Member of the National Assembly
- In office 18 June 1998 – 5 May 2014

Personal details
- Born: 17 July 1952 (age 73) Sarud, Hungary
- Party: MSZMP (1982–89) MSZP (1989– )
- Profession: educator, politician

= Vilmos Szabó =

Hungarian educator and politician

Vilmos Szabó (born 17 July 1952) is a Hungarian educator and Hungarian Socialist Party (MSZP) politician, member of the National Assembly (MP) between 1998 and 2014. He served as Secretary of State for Foreign Affairs from 2009 to 2010.

==Studies and profession==
Szabó was born in Sarud, Heves County on 17 July 1952. He finished his secondary studies in Debrecen in 1970. He attended Kossuth Lajos University (today Debrecen University) from 1970 to 1975, where he earned a degree of German-language and historian teacher. He was an assistant lecturer at the Budapest Technical University (BME) from 1976 to 1988.

==Political career==
Szabó joined the Hungarian Socialist Workers' Party (MSZMP) in 1982. Later he became secretary of its Újbuda (11th District of Budapest) branch. He was a founding member of the Hungarian Socialist Party (MSZP) in 1989. He was a member of the local representative body of Újbuda from 1990 to 1994. He was appointed chairman of the MSZP local branch in Újbuda in 1994. He was a member of the General Assembly of Budapest between 1994 and 1998. He functioned as Head of the MSZP's International Secretariat from 1994 to 2002.

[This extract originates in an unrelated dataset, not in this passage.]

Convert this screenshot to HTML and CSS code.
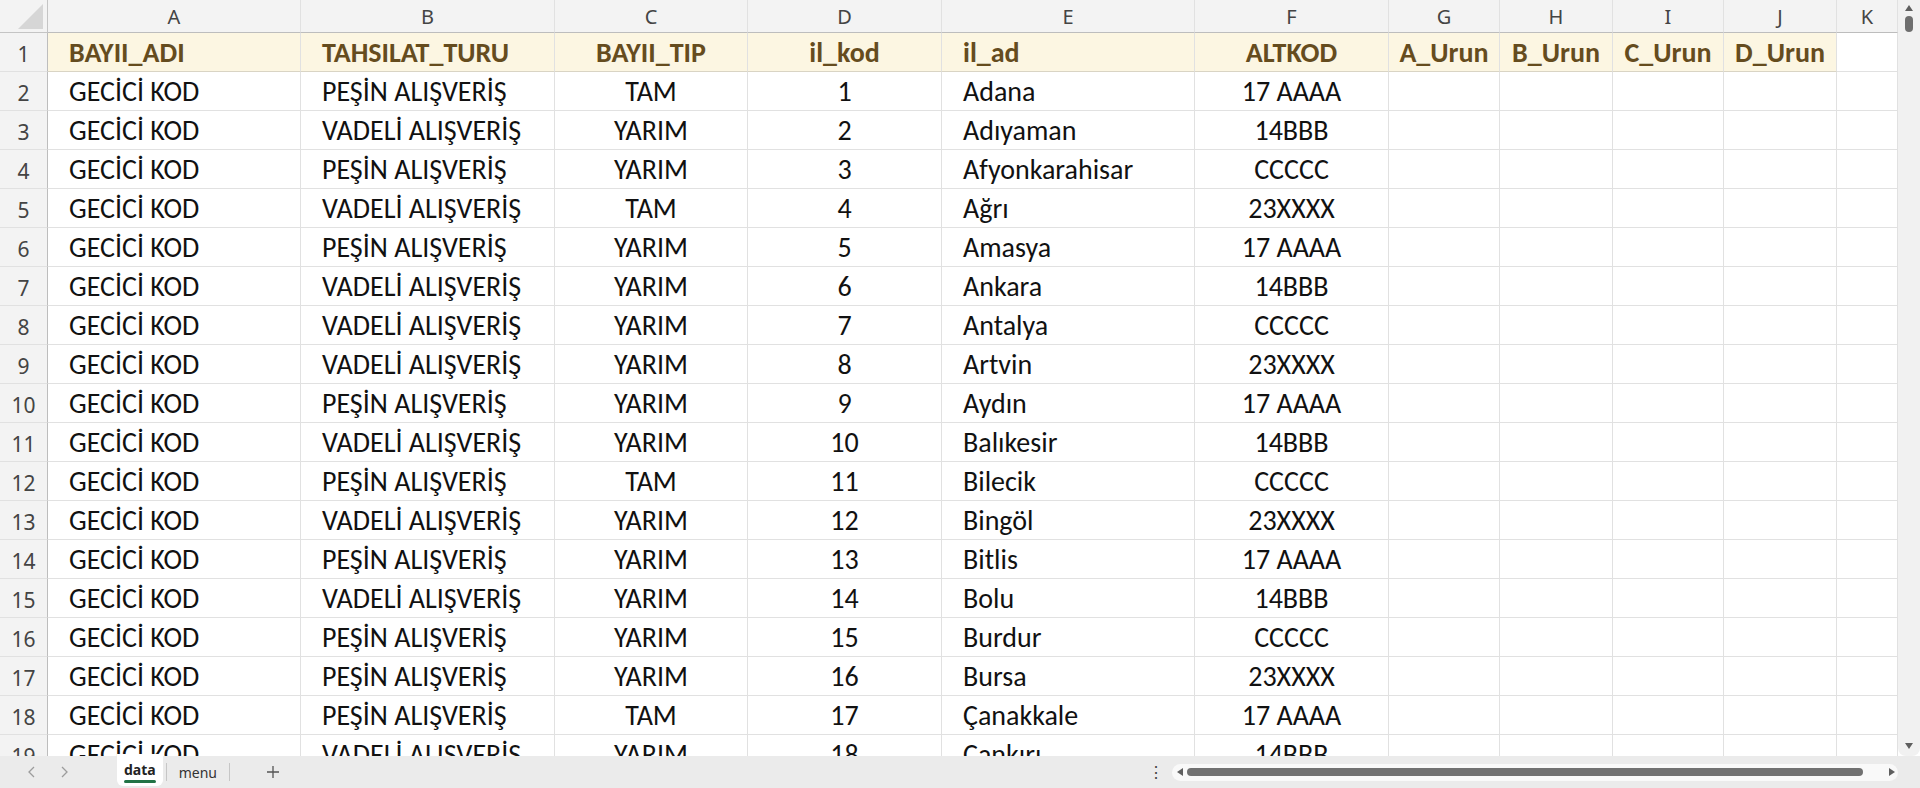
FILE: index.html
```html
<!DOCTYPE html>
<html lang="tr">
<head>
    <meta charset="UTF-8">
    <meta name="viewport" content="width=device-width, initial-scale=1.0">
    <title>data</title>
    <link rel="stylesheet" href="styles.css">
</head>
<body>

    <div class="workbook">
        <div class="sheet-area">
            <div class="sheet" id="sheet"></div>

            <div class="vscroll">
                <svg class="varrow" width="10" height="8" viewBox="0 0 10 8"><polygon points="5,1 9,7 1,7" fill="#5f5f5f"/></svg>
                <span class="vthumb"></span>
                <span class="vspace"></span>
                <svg class="varrow" width="10" height="8" viewBox="0 0 10 8"><polygon points="1,1 9,1 5,7" fill="#5f5f5f"/></svg>
            </div>
        </div>

        <footer class="tabbar">
            <div class="tabnav">
                <svg width="12" height="16" viewBox="0 0 12 16"><polyline points="8,3 3,8 8,13" fill="none" stroke="#9c9c9c" stroke-width="1.3"/></svg>
                <svg width="12" height="16" viewBox="0 0 12 16"><polyline points="4,3 9,8 4,13" fill="none" stroke="#9c9c9c" stroke-width="1.3"/></svg>
            </div>
            <div class="tabs">
                <span class="tab active">data</span>
                <span class="tab-sep"></span>
                <span class="tab">menu</span>
                <span class="tab-sep"></span>
                <span class="tab-add">
                    <svg width="14" height="14" viewBox="0 0 14 14"><path d="M7 1v12M1 7h12" stroke="#555" stroke-width="1.3"/></svg>
                </span>
            </div>
            <div class="hscroll-wrap">
                <span class="more">⋮</span>
                <div class="hscroll">
                    <svg width="8" height="10" viewBox="0 0 8 10"><polygon points="1,5 7,1 7,9" fill="#5f5f5f"/></svg>
                    <span class="hthumb"></span>
                    <svg width="8" height="10" viewBox="0 0 8 10"><polygon points="7,5 1,1 1,9" fill="#5f5f5f"/></svg>
                </div>
            </div>
        </footer>
    </div>

    <script>
        const columns = ['A', 'B', 'C', 'D', 'E', 'F', 'G', 'H', 'I', 'J', 'K'];
        const headers = ['BAYII_ADI', 'TAHSILAT_TURU', 'BAYII_TIP', 'il_kod', 'il_ad', 'ALTKOD', 'A_Urun', 'B_Urun', 'C_Urun', 'D_Urun'];
        // alignment per column: l = left, c = center
        const align = ['l', 'l', 'c', 'c', 'l', 'c', 'c', 'c', 'c', 'c', 'c'];

        const rows = [
            ['PEŞİN', 'TAM', 'Adana', '17 AAAA'],
            ['VADELİ', 'YARIM', 'Adıyaman', '14BBB'],
            ['PEŞİN', 'YARIM', 'Afyonkarahisar', 'CCCCC'],
            ['VADELİ', 'TAM', 'Ağrı', '23XXXX'],
            ['PEŞİN', 'YARIM', 'Amasya', '17 AAAA'],
            ['VADELİ', 'YARIM', 'Ankara', '14BBB'],
            ['VADELİ', 'YARIM', 'Antalya', 'CCCCC'],
            ['VADELİ', 'YARIM', 'Artvin', '23XXXX'],
            ['PEŞİN', 'YARIM', 'Aydın', '17 AAAA'],
            ['VADELİ', 'YARIM', 'Balıkesir', '14BBB'],
            ['PEŞİN', 'TAM', 'Bilecik', 'CCCCC'],
            ['VADELİ', 'YARIM', 'Bingöl', '23XXXX'],
            ['PEŞİN', 'YARIM', 'Bitlis', '17 AAAA'],
            ['VADELİ', 'YARIM', 'Bolu', '14BBB'],
            ['PEŞİN', 'YARIM', 'Burdur', 'CCCCC'],
            ['PEŞİN', 'YARIM', 'Bursa', '23XXXX'],
            ['PEŞİN', 'TAM', 'Çanakkale', '17 AAAA'],
            ['VADELİ', 'YARIM', 'Çankırı', '14BBB']
        ];

        function addCell(sheet, cls, text) {
            const cell = document.createElement('div');
            cell.className = cls;
            if (text !== undefined) cell.textContent = text;
            sheet.appendChild(cell);
            return cell;
        }

        function buildSheet() {
            const sheet = document.getElementById('sheet');

            // column letters
            const corner = addCell(sheet, 'corner');
            corner.innerHTML = '<svg width="25" height="25" viewBox="0 0 25 25"><polygon points="25,0 25,25 0,25" fill="#d6d6d6"/></svg>';
            columns.forEach(col => addCell(sheet, 'colhead', col));

            // header row
            addCell(sheet, 'rowhead', 1);
            columns.forEach((col, i) => {
                const text = headers[i];
                const cls = text ? 'cell hdr ' + align[i] : 'cell';
                addCell(sheet, cls, text);
            });

            // data rows
            rows.forEach((r, idx) => {
                const values = ['GECİCİ KOD', r[0] + ' ALIŞVERİŞ', r[1], idx + 1, r[2], r[3]];
                addCell(sheet, 'rowhead', idx + 2);
                columns.forEach((col, i) => {
                    addCell(sheet, 'cell ' + align[i], values[i]);
                });
            });
        }

        buildSheet();
    </script>

</body>
</html>
```

FILE: styles.css
```css
body {
    margin: 0;
    padding: 0;
    background-color: #fff;
    font-family: 'Carlito', 'Lato', sans-serif;
    color: #000;
    overflow: hidden;
}

.workbook {
    width: 1920px;
    height: 788px;
    display: flex;
    flex-direction: column;
}

.sheet-area {
    height: 756px;
    display: flex;
    overflow: hidden;
}

.sheet {
    flex: 1;
    display: grid;
    grid-template-columns: 48px 253px 254px 193px 194px 253px 194px 111px 113px 111px 113px 61px;
    grid-template-rows: 33px;
    grid-auto-rows: 39px;
    overflow: hidden;
}

.corner {
    background-color: #f3f3f3;
    border-right: 1px solid #c4c4c4;
    border-bottom: 1px solid #c4c4c4;
    padding: 5px 4px 3px 0;
    display: flex;
    justify-content: flex-end;
    align-items: flex-end;
    box-sizing: border-box;
}

.colhead {
    background-color: #f3f3f3;
    border-right: 1px solid #e1e1e1;
    border-bottom: 1px solid #bdbdbd;
    box-sizing: border-box;
    text-align: center;
    font-family: 'Noto Sans', 'Open Sans', sans-serif;
    font-size: 20px;
    line-height: 34px;
    color: #444;
}

.rowhead {
    background-color: #f3f3f3;
    border-right: 1px solid #bdbdbd;
    border-bottom: 1px solid #e1e1e1;
    box-sizing: border-box;
    text-align: center;
    font-family: 'Noto Sans', 'Open Sans', sans-serif;
    font-size: 21px;
    line-height: 42px;
    color: #444;
}

.cell {
    border-right: 1px solid #e1e1e1;
    border-bottom: 1px solid #e1e1e1;
    box-sizing: border-box;
    font-size: 28px;
    line-height: 40px;
    white-space: nowrap;
    overflow: hidden;
    color: #111;
}

.cell.l {
    padding-left: 21px;
}

.cell.c {
    text-align: center;
}

.cell.hdr {
    background-color: #fcf6e2;
    color: #654c1e;
    font-weight: bold;
    border-bottom-color: #d9d4c4;
}

/* scrollbars */
.vscroll {
    width: 22px;
    background-color: #f1f1f1;
    display: flex;
    flex-direction: column;
    align-items: center;
    padding: 4px 0 6px;
    box-sizing: border-box;
    border-bottom-left-radius: 8px;
    border-bottom-right-radius: 8px;
}

.varrow {
    flex: none;
}

.vthumb {
    width: 8px;
    height: 16px;
    margin-top: 4px;
    border-radius: 4px;
    background-color: #6e6e6e;
}

.vspace {
    flex: 1;
}

.tabbar {
    height: 32px;
    background-color: #ebebeb;
    display: flex;
    align-items: stretch;
    font-family: 'Noto Sans', 'Open Sans', sans-serif;
    color: #333;
}

.tabnav {
    width: 112px;
    display: flex;
    align-items: center;
    gap: 20px;
    padding-left: 26px;
    box-sizing: border-box;
}

.tabs {
    display: flex;
    align-items: center;
    padding-left: 5px;
}

.tab {
    font-size: 14px;
    padding: 0 8px;
    height: 100%;
    display: flex;
    align-items: center;
    box-sizing: border-box;
    margin: 0 4px;
    color: #333;
}

.tab.active {
    background-color: #fff;
    font-weight: bold;
    color: #222;
    border-bottom-left-radius: 6px;
    border-bottom-right-radius: 6px;
    margin: 0 3px 5px 0;
    padding: 0 7px;
    position: relative;
}

.tab.active::after {
    content: '';
    position: absolute;
    left: 7px;
    right: 7px;
    bottom: 3px;
    height: 3px;
    border-radius: 2px;
    background-color: #217346;
}

.tab-sep {
    width: 1px;
    height: 18px;
    background-color: #c6c6c6;
}

.tab-add {
    display: flex;
    align-items: center;
    margin-left: 36px;
}

.hscroll-wrap {
    margin-left: auto;
    display: flex;
    align-items: center;
    width: 775px;
}

.more {
    width: 22px;
    text-align: center;
    font-size: 16px;
    color: #444;
    margin-right: 5px;
}

.hscroll {
    flex: 1;
    height: 17px;
    background-color: #f9f9f9;
    border-radius: 9px;
    display: flex;
    align-items: center;
    padding: 0 2px 0 4px;
    gap: 3px;
    margin-right: 22px;
}

.hthumb {
    flex: 1;
    height: 8px;
    border-radius: 4px;
    background-color: #717171;
    margin-right: 22px;
}
```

He was elected a Member of Parliament via his party's national list in the 1998 parliamentary election. He became a member of the Committee on Foreign Affairs, continuing his work there until 2014. He was re-elected MP in 2002 and 2006. He served as Political Secretary of State in the Prime Minister's Office between 2002 and 2006, in the cabinets of Péter Medgyessy and Ferenc Gyurcsány. He served as Secretary of State for Foreign Affairs from 2009 to 2010 under minister Péter Balázs in the government of Gordon Bajnai. He was deputy leader of the MSZP parliamentary group from 2010 to 2011. He was appointed Chairman of the Board of Trustees of Mihály Táncsics Foundation in 2011. He was a member of the Parliamentary Committee for National Communion between 2011 and 2014. He was deputy leader of the Hungarian delegation to the Parliamentary Assembly of the Council of Europe between 2010 and 2014.